To illustrate this with a real-world example, what is the dominant strategy in RGD draft? Well, it seems to have wound up being that you need to have access to more trump cards at one time than your opponent**. This is due to a variety of things – the comparatively high availability of removal, the necessity of setting up a strong manabase, the dearth of quality aggressive decks that punish you for waiting awhile to start casting spells, and the ability to play almost every bomb you open – but the point is that you are going to need to cast more spells than your opponent, and those spells need to be relevant. In other words, you often win by casting the Wakefieldian “last fatty that gets ‘em.” This stands in stark contrast to, say, Coldsnap, where you don’t have as many trump spells to begin with (big guys, mass removal, undercosted evasion) and decks on the whole are faster or at least can kill you in a more focused, streamlined fashion. So you can start to see why things like Karoos are so good (they simultaneously increase the threat density of your deck and give you more mana with which to cast big trump spells) and why Compulsive Research is the best common in Ravnica (digs to the relevant threats and gives you more of them). I mean, I understand that there is much more to Ravnica draft than slinging giant spells, but think of just how many games you’ve lost to large wurms and I think you’ll begin to catch my drift.

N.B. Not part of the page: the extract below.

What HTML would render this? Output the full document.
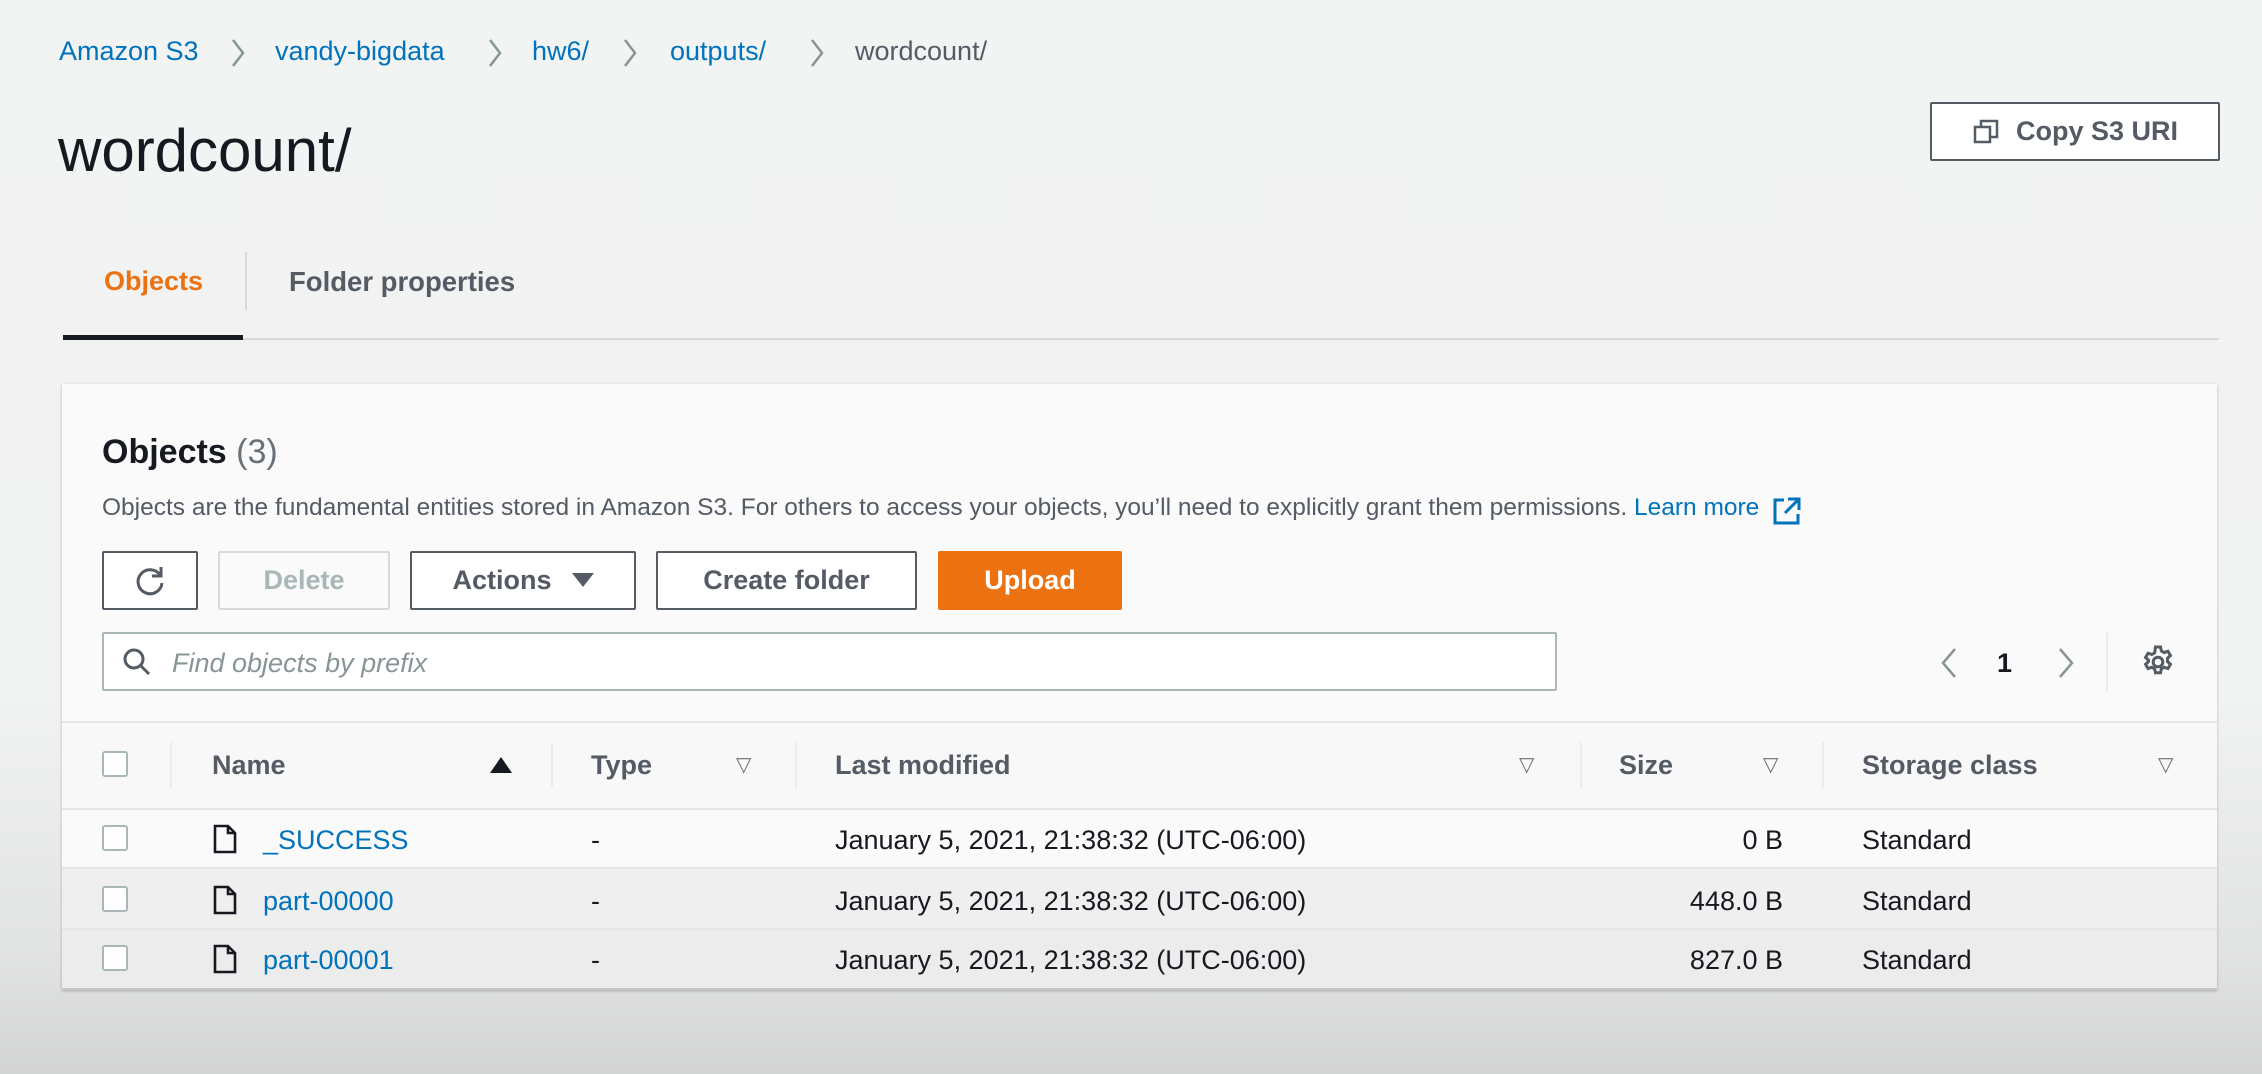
<!DOCTYPE html>
<html><head><meta charset="utf-8"><style>
*{margin:0;padding:0;box-sizing:border-box}
body{width:2262px;height:1074px;overflow:hidden;font-family:"Liberation Sans",sans-serif;background:linear-gradient(#f2f3f3 0,#f1f2f2 700px,#e2e3e3 950px,#d3d4d4 1074px);position:relative;color:#16191f}
.a{position:absolute;white-space:nowrap}
.bc{top:36px;font-size:27px;color:#0073bb}
.btn{position:absolute;border:2px solid #545b64;background:#fff;border-radius:2px;font-weight:bold;font-size:27px;color:#545b64;display:flex;align-items:center;justify-content:center}
.th{top:750px;font-size:27px;font-weight:bold;color:#545b64}
.tri{font-size:20px;color:#687078;top:752px}
.vd{position:absolute;top:742px;width:2px;height:46px;background:#eaeded}
.cell{font-size:27px;color:#16191f}
.cb{position:absolute;left:102px;width:26px;height:26px;border:2px solid #aab7b8;border-radius:3px;background:#fff}
.hl{position:absolute;left:62px;width:2155px;height:2px;background:#e4e6e6}
</style></head><body>
<div class="a bc" style="left:59px">Amazon S3</div>
<div class="a bc" style="left:275px">vandy-bigdata</div>
<div class="a bc" style="left:532px">hw6/</div>
<div class="a bc" style="left:670px">outputs/</div>
<div class="a bc" style="left:855px;color:#545b64">wordcount/</div>
<svg class="a" style="left:0;top:36px" width="900" height="34"><g fill="none" stroke="#879596" stroke-width="2.5"><path d="M233 4l10 13-10 13"/><path d="M490 4l10 13-10 13"/><path d="M625 4l10 13-10 13"/><path d="M812 4l10 13-10 13"/></g></svg>
<div class="a" style="left:58px;top:116px;font-size:60px;color:#16191f">wordcount/</div>
<div class="btn" style="left:1930px;top:102px;width:290px;height:59px">
<svg width="28" height="28" viewBox="0 0 28 28" style="margin-right:16px"><g fill="none" stroke="#545b64" stroke-width="2.5"><rect x="3" y="9" width="15" height="15"/><path d="M9 9V3h16v16h-7"/></g></svg>Copy S3 URI</div>
<div class="a" style="left:104px;top:266px;font-size:27px;font-weight:bold;color:#ec7211">Objects</div>
<div class="a" style="left:245px;top:252px;width:2px;height:58px;background:#d5dbdb"></div>
<div class="a" style="left:289px;top:266px;font-size:27.5px;font-weight:bold;color:#545b64">Folder properties</div>
<div class="a" style="left:63px;top:338px;width:2156px;height:2px;background:#d5dbdb"></div>
<div class="a" style="left:63px;top:335px;width:180px;height:5px;background:#16191f"></div>
<div class="a" style="left:62px;top:384px;width:2155px;height:606px;background:#fafafa;box-shadow:0 1px 3px rgba(0,0,0,.25)"></div>
<div class="a" style="left:102px;top:433px;font-size:34px;font-weight:bold">Objects <span style="font-weight:normal;color:#687078">(3)</span></div>
<div class="a" style="left:102px;top:494px;font-size:24.5px;color:#545b64">Objects are the fundamental entities stored in Amazon S3. For others to access your objects, you’ll need to explicitly grant them permissions. <span style="color:#0073bb">Learn more</span></div>
<svg class="a" style="left:1772px;top:496px" width="30" height="30" viewBox="0 0 30 30"><g fill="none" stroke="#0073bb" stroke-width="3"><path d="M12 4H3v23h23v-9"/><path d="M16 3h11v11M27 3L13 17"/></g></svg>
<div class="btn" style="left:102px;top:551px;width:96px;height:59px"><svg width="34" height="34" viewBox="0 0 34 34"><g fill="none" stroke="#545b64" stroke-width="3"><path d="M27 11A12 12 0 1 0 29 19"/><path d="M28 3v9h-9"/></g></svg></div>
<div class="btn" style="left:218px;top:551px;width:172px;height:59px;border-color:#d5dbdb;color:#aab7b8;background:#fafafa">Delete</div>
<div class="btn" style="left:410px;top:551px;width:226px;height:59px">Actions<svg width="22" height="16" style="margin-left:20px"><path d="M0 0h22L11 14z" fill="#545b64"/></svg></div>
<div class="btn" style="left:656px;top:551px;width:261px;height:59px">Create folder</div>
<div class="btn" style="left:938px;top:551px;width:184px;height:59px;background:#ec7211;border-color:#ec7211;color:#fff">Upload</div>
<div class="a" style="left:102px;top:632px;width:1455px;height:59px;background:#fff;border:2px solid #aab7b8;border-radius:2px"></div>
<svg class="a" style="left:122px;top:647px" width="30" height="30" viewBox="0 0 30 30"><g fill="none" stroke="#545b64" stroke-width="3"><circle cx="12" cy="12" r="9"/><path d="M19 19l8 8"/></g></svg>
<div class="a" style="left:172px;top:648px;font-size:27px;font-style:italic;color:#879596">Find objects by prefix</div>
<svg class="a" style="left:1935px;top:645px" width="150" height="36"><g fill="none" stroke="#879596" stroke-width="2.5"><path d="M20 4L8 18l12 14"/><path d="M125 4l12 14-12 14"/></g></svg>
<div class="a" style="left:1997px;top:648px;font-size:27px;font-weight:bold">1</div>
<div class="a" style="left:2106px;top:633px;width:2px;height:58px;background:#eaeded"></div>
<svg class="a" style="left:2140px;top:644px" width="36" height="36" viewBox="0 0 24 24"><g fill="none" stroke="#545b64" stroke-width="2"><circle cx="12" cy="12" r="3.2"/><path d="M10.3 2h3.4l.5 2.6 1.9 1.1 2.5-.9 1.7 2.9-2 1.8v2.2l2 1.8-1.7 2.9-2.5-.9-1.9 1.1-.5 2.6h-3.4l-.5-2.6-1.9-1.1-2.5.9-1.7-2.9 2-1.8V10.8l-2-1.8 1.7-2.9 2.5.9 1.9-1.1z"/></g></svg>
<div class="hl" style="top:721px"></div>
<div class="a" style="left:62px;top:723px;width:2155px;height:85px;background:#f8f8f8"></div>
<div class="hl" style="top:808px"></div>
<div class="cb" style="top:751px"></div>
<div class="vd" style="left:170px"></div><div class="vd" style="left:551px"></div><div class="vd" style="left:795px"></div><div class="vd" style="left:1580px"></div><div class="vd" style="left:1822px"></div>
<div class="a th" style="left:212px">Name</div><svg class="a" style="left:490px;top:756px" width="22" height="18"><path d="M0 17h22L11 1z" fill="#16191f"/></svg>
<div class="a th" style="left:591px">Type</div><div class="a tri" style="left:736px">▽</div>
<div class="a th" style="left:835px">Last modified</div><div class="a tri" style="left:1519px">▽</div>
<div class="a th" style="left:1619px">Size</div><div class="a tri" style="left:1763px">▽</div>
<div class="a th" style="left:1862px">Storage class</div><div class="a tri" style="left:2158px">▽</div>
<div class="a" style="left:62px;top:868px;width:2155px;height:61px;background:#efefef"></div>
<div class="a" style="left:62px;top:930px;width:2155px;height:59px;background:#ececec"></div>
<div class="hl" style="top:867px"></div><div class="hl" style="top:928px"></div>
<div class="a" style="left:62px;top:988px;width:2155px;height:2px;background:#c5c8c8"></div>
<div class="cb" style="top:825px"></div><div class="cb" style="top:886px"></div><div class="cb" style="top:945px"></div>
<svg class="a" style="left:213px;top:824px" width="24" height="30" viewBox="0 0 24 30"><path d="M2 2h13l7 7v19H2z M15 2v7h7" fill="none" stroke="#16191f" stroke-width="2.6"/></svg>
<svg class="a" style="left:213px;top:885px" width="24" height="30" viewBox="0 0 24 30"><path d="M2 2h13l7 7v19H2z M15 2v7h7" fill="none" stroke="#16191f" stroke-width="2.6"/></svg>
<svg class="a" style="left:213px;top:944px" width="24" height="30" viewBox="0 0 24 30"><path d="M2 2h13l7 7v19H2z M15 2v7h7" fill="none" stroke="#16191f" stroke-width="2.6"/></svg>
<div class="a cell" style="left:263px;top:825px;color:#0073bb">_SUCCESS</div>
<div class="a cell" style="left:263px;top:886px;color:#0073bb">part-00000</div>
<div class="a cell" style="left:263px;top:945px;color:#0073bb">part-00001</div>
<div class="a cell" style="left:591px;top:825px">-</div><div class="a cell" style="left:591px;top:886px">-</div><div class="a cell" style="left:591px;top:945px">-</div>
<div class="a cell" style="left:835px;top:825px">January 5, 2021, 21:38:32 (UTC-06:00)</div>
<div class="a cell" style="left:835px;top:886px">January 5, 2021, 21:38:32 (UTC-06:00)</div>
<div class="a cell" style="left:835px;top:945px">January 5, 2021, 21:38:32 (UTC-06:00)</div>
<div class="a cell" style="right:479px;top:825px">0 B</div>
<div class="a cell" style="right:479px;top:886px">448.0 B</div>
<div class="a cell" style="right:479px;top:945px">827.0 B</div>
<div class="a cell" style="left:1862px;top:825px">Standard</div>
<div class="a cell" style="left:1862px;top:886px">Standard</div>
<div class="a cell" style="left:1862px;top:945px">Standard</div>
</body></html>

Stay tuned. Maybe tomorrow you’ll actually be reading content! I mean, like Foe Hammer, you know our motto: We Deliver!

Zac

*I haven’t actually spent *that* much time around Tim; I just enjoy high-fiving him in front of crying Asians and seething at the fact that he’s much better at 1) battling with Magic cards and 2) typing letters than I am. That, and teaming up with the Ridiculous Hat himself to piss the man off and earn more namedrops in Mr. Aten’s ever-more-infrequent columns.

**Yes, I know this is an oversimplification. And I also know about the blaze-out-of-the-gates Red decks. I have drafted them, and they’re real good. But they aren’t the dominant archetype, or even the dominant variety of archetype.